* _Some records_:
━━━━━━━━

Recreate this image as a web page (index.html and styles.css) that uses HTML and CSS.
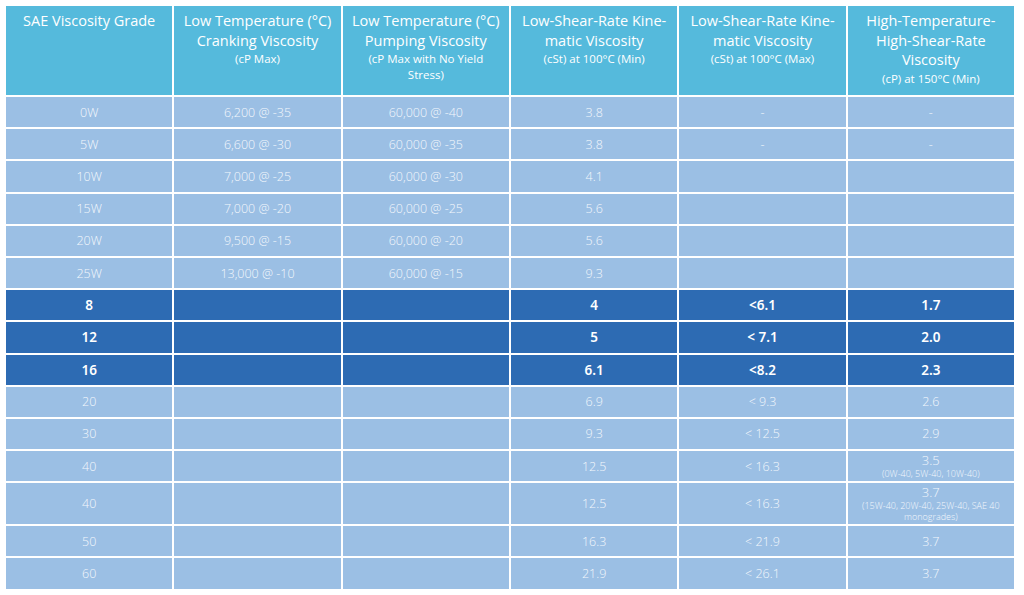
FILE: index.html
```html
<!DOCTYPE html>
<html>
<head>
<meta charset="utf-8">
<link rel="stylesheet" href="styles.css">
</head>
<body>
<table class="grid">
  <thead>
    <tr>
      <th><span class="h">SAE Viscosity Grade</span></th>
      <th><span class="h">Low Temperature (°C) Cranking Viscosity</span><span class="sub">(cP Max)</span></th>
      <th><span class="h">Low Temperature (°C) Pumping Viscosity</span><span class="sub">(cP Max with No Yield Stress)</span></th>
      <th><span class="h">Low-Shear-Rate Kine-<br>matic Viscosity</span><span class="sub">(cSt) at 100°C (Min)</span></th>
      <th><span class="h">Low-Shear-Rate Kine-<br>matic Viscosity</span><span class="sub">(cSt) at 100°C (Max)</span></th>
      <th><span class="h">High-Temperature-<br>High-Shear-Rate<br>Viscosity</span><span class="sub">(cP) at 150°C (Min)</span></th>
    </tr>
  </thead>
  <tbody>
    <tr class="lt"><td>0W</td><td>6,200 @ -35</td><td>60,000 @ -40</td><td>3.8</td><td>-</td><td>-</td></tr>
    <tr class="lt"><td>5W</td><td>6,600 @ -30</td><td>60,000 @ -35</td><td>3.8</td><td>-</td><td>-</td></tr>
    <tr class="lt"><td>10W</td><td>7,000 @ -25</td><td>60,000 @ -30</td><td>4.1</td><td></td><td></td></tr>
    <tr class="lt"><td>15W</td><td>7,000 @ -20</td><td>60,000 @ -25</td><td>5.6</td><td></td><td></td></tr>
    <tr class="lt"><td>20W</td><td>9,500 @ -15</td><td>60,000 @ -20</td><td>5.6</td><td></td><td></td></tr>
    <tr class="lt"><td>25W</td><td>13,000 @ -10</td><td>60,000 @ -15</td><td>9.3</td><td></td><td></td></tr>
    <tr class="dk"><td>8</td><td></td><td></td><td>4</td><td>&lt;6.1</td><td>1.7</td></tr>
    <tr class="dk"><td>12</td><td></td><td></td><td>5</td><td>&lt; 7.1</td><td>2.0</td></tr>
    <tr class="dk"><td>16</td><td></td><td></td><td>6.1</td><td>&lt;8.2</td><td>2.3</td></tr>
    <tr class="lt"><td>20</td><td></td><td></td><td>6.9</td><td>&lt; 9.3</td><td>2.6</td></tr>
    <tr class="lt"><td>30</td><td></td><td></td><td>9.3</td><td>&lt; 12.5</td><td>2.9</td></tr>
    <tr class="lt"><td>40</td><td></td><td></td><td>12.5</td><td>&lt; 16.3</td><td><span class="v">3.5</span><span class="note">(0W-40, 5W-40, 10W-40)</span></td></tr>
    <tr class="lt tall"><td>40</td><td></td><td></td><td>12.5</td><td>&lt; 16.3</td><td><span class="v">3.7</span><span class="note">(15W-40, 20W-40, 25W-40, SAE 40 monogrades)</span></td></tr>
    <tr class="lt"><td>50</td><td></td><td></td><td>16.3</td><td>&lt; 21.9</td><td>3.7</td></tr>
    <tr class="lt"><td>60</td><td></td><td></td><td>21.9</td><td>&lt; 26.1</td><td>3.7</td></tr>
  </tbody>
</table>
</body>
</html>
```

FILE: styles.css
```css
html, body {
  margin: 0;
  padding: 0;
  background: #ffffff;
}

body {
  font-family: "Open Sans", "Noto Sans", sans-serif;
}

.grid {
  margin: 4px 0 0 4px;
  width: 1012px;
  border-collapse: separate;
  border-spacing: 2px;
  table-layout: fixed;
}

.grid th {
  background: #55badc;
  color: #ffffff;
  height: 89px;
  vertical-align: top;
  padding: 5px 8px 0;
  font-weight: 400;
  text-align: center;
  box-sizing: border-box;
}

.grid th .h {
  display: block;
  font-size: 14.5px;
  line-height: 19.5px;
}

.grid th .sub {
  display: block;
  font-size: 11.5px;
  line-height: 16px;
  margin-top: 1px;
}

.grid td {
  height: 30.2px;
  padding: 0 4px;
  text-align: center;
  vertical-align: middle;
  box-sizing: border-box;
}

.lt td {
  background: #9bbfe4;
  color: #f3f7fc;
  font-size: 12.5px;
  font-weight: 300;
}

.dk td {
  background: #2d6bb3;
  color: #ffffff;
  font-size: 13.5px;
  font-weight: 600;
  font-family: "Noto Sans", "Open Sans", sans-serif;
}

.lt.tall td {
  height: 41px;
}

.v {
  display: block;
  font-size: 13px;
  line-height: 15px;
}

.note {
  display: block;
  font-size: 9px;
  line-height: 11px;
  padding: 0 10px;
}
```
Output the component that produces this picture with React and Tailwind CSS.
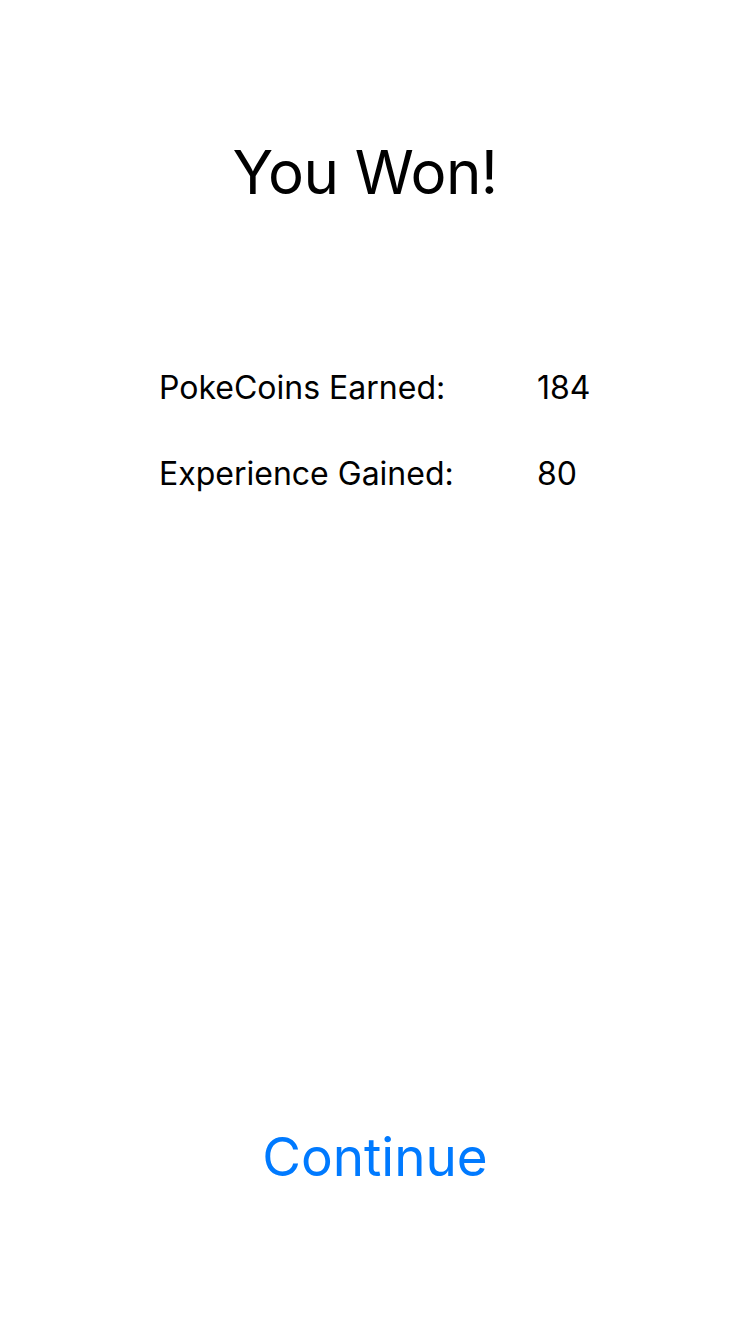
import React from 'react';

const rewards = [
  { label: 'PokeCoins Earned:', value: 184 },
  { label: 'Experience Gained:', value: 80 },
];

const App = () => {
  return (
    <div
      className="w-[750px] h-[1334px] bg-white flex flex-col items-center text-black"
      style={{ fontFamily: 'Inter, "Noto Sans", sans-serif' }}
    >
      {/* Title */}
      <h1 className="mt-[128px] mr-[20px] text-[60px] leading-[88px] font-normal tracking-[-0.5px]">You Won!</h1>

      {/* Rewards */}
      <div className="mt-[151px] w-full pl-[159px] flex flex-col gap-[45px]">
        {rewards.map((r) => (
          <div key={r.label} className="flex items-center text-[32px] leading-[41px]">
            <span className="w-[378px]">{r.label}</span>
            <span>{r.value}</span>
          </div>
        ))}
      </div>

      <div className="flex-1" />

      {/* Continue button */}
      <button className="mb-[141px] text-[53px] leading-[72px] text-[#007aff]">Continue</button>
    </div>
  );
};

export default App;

━━━━━━━━

* _Problem to solve_:
Transcribe the records word for word and include no pictures.

* _Problem solution_:
Recreate this image as a web page (index.html and styles.css) that uses HTML and CSS.
FILE: index.html
```html
<!DOCTYPE html>
<html>
<head>
<meta charset="utf-8">
<link rel="stylesheet" href="styles.css">
</head>
<body>
<table class="grid">
  <thead>
    <tr>
      <th><span class="h">SAE Viscosity Grade</span></th>
      <th><span class="h">Low Temperature (°C) Cranking Viscosity</span><span class="sub">(cP Max)</span></th>
      <th><span class="h">Low Temperature (°C) Pumping Viscosity</span><span class="sub">(cP Max with No Yield Stress)</span></th>
      <th><span class="h">Low-Shear-Rate Kine-<br>matic Viscosity</span><span class="sub">(cSt) at 100°C (Min)</span></th>
      <th><span class="h">Low-Shear-Rate Kine-<br>matic Viscosity</span><span class="sub">(cSt) at 100°C (Max)</span></th>
      <th><span class="h">High-Temperature-<br>High-Shear-Rate<br>Viscosity</span><span class="sub">(cP) at 150°C (Min)</span></th>
    </tr>
  </thead>
  <tbody>
    <tr class="lt"><td>0W</td><td>6,200 @ -35</td><td>60,000 @ -40</td><td>3.8</td><td>-</td><td>-</td></tr>
    <tr class="lt"><td>5W</td><td>6,600 @ -30</td><td>60,000 @ -35</td><td>3.8</td><td>-</td><td>-</td></tr>
    <tr class="lt"><td>10W</td><td>7,000 @ -25</td><td>60,000 @ -30</td><td>4.1</td><td></td><td></td></tr>
    <tr class="lt"><td>15W</td><td>7,000 @ -20</td><td>60,000 @ -25</td><td>5.6</td><td></td><td></td></tr>
    <tr class="lt"><td>20W</td><td>9,500 @ -15</td><td>60,000 @ -20</td><td>5.6</td><td></td><td></td></tr>
    <tr class="lt"><td>25W</td><td>13,000 @ -10</td><td>60,000 @ -15</td><td>9.3</td><td></td><td></td></tr>
    <tr class="dk"><td>8</td><td></td><td></td><td>4</td><td>&lt;6.1</td><td>1.7</td></tr>
    <tr class="dk"><td>12</td><td></td><td></td><td>5</td><td>&lt; 7.1</td><td>2.0</td></tr>
    <tr class="dk"><td>16</td><td></td><td></td><td>6.1</td><td>&lt;8.2</td><td>2.3</td></tr>
    <tr class="lt"><td>20</td><td></td><td></td><td>6.9</td><td>&lt; 9.3</td><td>2.6</td></tr>
    <tr class="lt"><td>30</td><td></td><td></td><td>9.3</td><td>&lt; 12.5</td><td>2.9</td></tr>
    <tr class="lt"><td>40</td><td></td><td></td><td>12.5</td><td>&lt; 16.3</td><td><span class="v">3.5</span><span class="note">(0W-40, 5W-40, 10W-40)</span></td></tr>
    <tr class="lt tall"><td>40</td><td></td><td></td><td>12.5</td><td>&lt; 16.3</td><td><span class="v">3.7</span><span class="note">(15W-40, 20W-40, 25W-40, SAE 40 monogrades)</span></td></tr>
    <tr class="lt"><td>50</td><td></td><td></td><td>16.3</td><td>&lt; 21.9</td><td>3.7</td></tr>
    <tr class="lt"><td>60</td><td></td><td></td><td>21.9</td><td>&lt; 26.1</td><td>3.7</td></tr>
  </tbody>
</table>
</body>
</html>
```

FILE: styles.css
```css
html, body {
  margin: 0;
  padding: 0;
  background: #ffffff;
}

body {
  font-family: "Open Sans", "Noto Sans", sans-serif;
}

.grid {
  margin: 4px 0 0 4px;
  width: 1012px;
  border-collapse: separate;
  border-spacing: 2px;
  table-layout: fixed;
}

.grid th {
  background: #55badc;
  color: #ffffff;
  height: 89px;
  vertical-align: top;
  padding: 5px 8px 0;
  font-weight: 400;
  text-align: center;
  box-sizing: border-box;
}

.grid th .h {
  display: block;
  font-size: 14.5px;
  line-height: 19.5px;
}

.grid th .sub {
  display: block;
  font-size: 11.5px;
  line-height: 16px;
  margin-top: 1px;
}

.grid td {
  height: 30.2px;
  padding: 0 4px;
  text-align: center;
  vertical-align: middle;
  box-sizing: border-box;
}

.lt td {
  background: #9bbfe4;
  color: #f3f7fc;
  font-size: 12.5px;
  font-weight: 300;
}

.dk td {
  background: #2d6bb3;
  color: #ffffff;
  font-size: 13.5px;
  font-weight: 600;
  font-family: "Noto Sans", "Open Sans", sans-serif;
}

.lt.tall td {
  height: 41px;
}

.v {
  display: block;
  font-size: 13px;
  line-height: 15px;
}

.note {
  display: block;
  font-size: 9px;
  line-height: 11px;
  padding: 0 10px;
}
```
Output the component that produces this picture with React and Tailwind CSS.
import React from 'react';

const rewards = [
  { label: 'PokeCoins Earned:', value: 184 },
  { label: 'Experience Gained:', value: 80 },
];

const App = () => {
  return (
    <div
      className="w-[750px] h-[1334px] bg-white flex flex-col items-center text-black"
      style={{ fontFamily: 'Inter, "Noto Sans", sans-serif' }}
    >
      {/* Title */}
      <h1 className="mt-[128px] mr-[20px] text-[60px] leading-[88px] font-normal tracking-[-0.5px]">You Won!</h1>

      {/* Rewards */}
      <div className="mt-[151px] w-full pl-[159px] flex flex-col gap-[45px]">
        {rewards.map((r) => (
          <div key={r.label} className="flex items-center text-[32px] leading-[41px]">
            <span className="w-[378px]">{r.label}</span>
            <span>{r.value}</span>
          </div>
        ))}
      </div>

      <div className="flex-1" />

      {/* Continue button */}
      <button className="mb-[141px] text-[53px] leading-[72px] text-[#007aff]">Continue</button>
    </div>
  );
};

export default App;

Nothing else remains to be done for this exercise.